What you are asked to do: Exclude the pictures and return every line exactly as written.

=-=-=

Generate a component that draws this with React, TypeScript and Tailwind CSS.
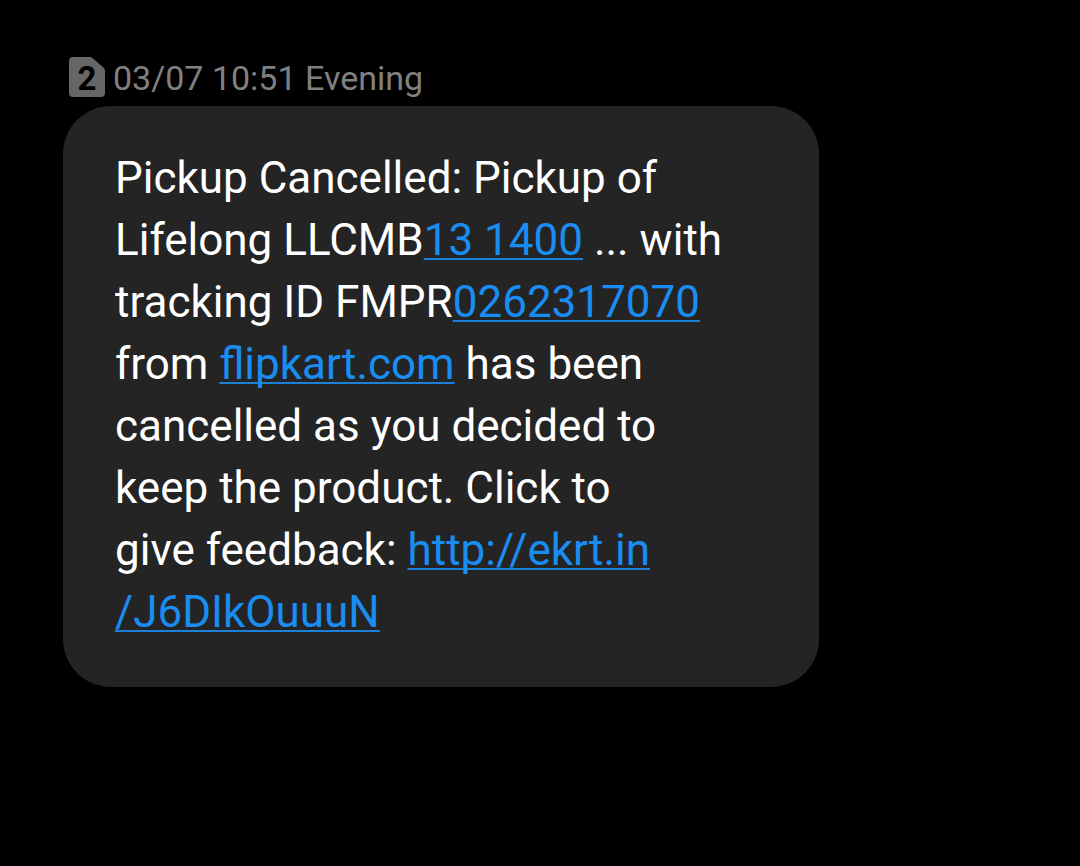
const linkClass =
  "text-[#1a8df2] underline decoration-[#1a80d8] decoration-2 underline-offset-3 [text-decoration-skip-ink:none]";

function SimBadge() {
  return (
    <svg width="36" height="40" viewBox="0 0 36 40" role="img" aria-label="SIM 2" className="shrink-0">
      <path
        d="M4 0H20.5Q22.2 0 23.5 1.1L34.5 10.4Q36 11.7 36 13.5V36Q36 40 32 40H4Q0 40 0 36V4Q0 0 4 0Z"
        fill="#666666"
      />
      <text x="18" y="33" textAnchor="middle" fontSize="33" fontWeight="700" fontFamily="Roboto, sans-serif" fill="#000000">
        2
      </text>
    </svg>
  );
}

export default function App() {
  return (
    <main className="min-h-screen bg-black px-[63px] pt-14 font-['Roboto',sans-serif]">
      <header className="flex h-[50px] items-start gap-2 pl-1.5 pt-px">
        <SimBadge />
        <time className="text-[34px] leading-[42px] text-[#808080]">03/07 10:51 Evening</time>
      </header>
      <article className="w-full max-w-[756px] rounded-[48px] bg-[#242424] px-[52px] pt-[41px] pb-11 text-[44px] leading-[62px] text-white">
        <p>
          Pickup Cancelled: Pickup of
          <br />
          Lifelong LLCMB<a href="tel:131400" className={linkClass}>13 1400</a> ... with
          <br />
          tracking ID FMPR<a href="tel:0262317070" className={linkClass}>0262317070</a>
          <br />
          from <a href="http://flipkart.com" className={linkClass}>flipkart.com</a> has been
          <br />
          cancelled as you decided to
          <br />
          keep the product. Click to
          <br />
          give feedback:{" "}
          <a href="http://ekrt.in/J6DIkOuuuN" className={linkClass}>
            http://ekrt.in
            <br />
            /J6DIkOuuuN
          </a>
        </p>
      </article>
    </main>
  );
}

=-=-=

Task solution:
Generate a component that draws this with React, TypeScript and Tailwind CSS.
const linkClass =
  "text-[#1a8df2] underline decoration-[#1a80d8] decoration-2 underline-offset-3 [text-decoration-skip-ink:none]";

function SimBadge() {
  return (
    <svg width="36" height="40" viewBox="0 0 36 40" role="img" aria-label="SIM 2" className="shrink-0">
      <path
        d="M4 0H20.5Q22.2 0 23.5 1.1L34.5 10.4Q36 11.7 36 13.5V36Q36 40 32 40H4Q0 40 0 36V4Q0 0 4 0Z"
        fill="#666666"
      />
      <text x="18" y="33" textAnchor="middle" fontSize="33" fontWeight="700" fontFamily="Roboto, sans-serif" fill="#000000">
        2
      </text>
    </svg>
  );
}

export default function App() {
  return (
    <main className="min-h-screen bg-black px-[63px] pt-14 font-['Roboto',sans-serif]">
      <header className="flex h-[50px] items-start gap-2 pl-1.5 pt-px">
        <SimBadge />
        <time className="text-[34px] leading-[42px] text-[#808080]">03/07 10:51 Evening</time>
      </header>
      <article className="w-full max-w-[756px] rounded-[48px] bg-[#242424] px-[52px] pt-[41px] pb-11 text-[44px] leading-[62px] text-white">
        <p>
          Pickup Cancelled: Pickup of
          <br />
          Lifelong LLCMB<a href="tel:131400" className={linkClass}>13 1400</a> ... with
          <br />
          tracking ID FMPR<a href="tel:0262317070" className={linkClass}>0262317070</a>
          <br />
          from <a href="http://flipkart.com" className={linkClass}>flipkart.com</a> has been
          <br />
          cancelled as you decided to
          <br />
          keep the product. Click to
          <br />
          give feedback:{" "}
          <a href="http://ekrt.in/J6DIkOuuuN" className={linkClass}>
            http://ekrt.in
            <br />
            /J6DIkOuuuN
          </a>
        </p>
      </article>
    </main>
  );
}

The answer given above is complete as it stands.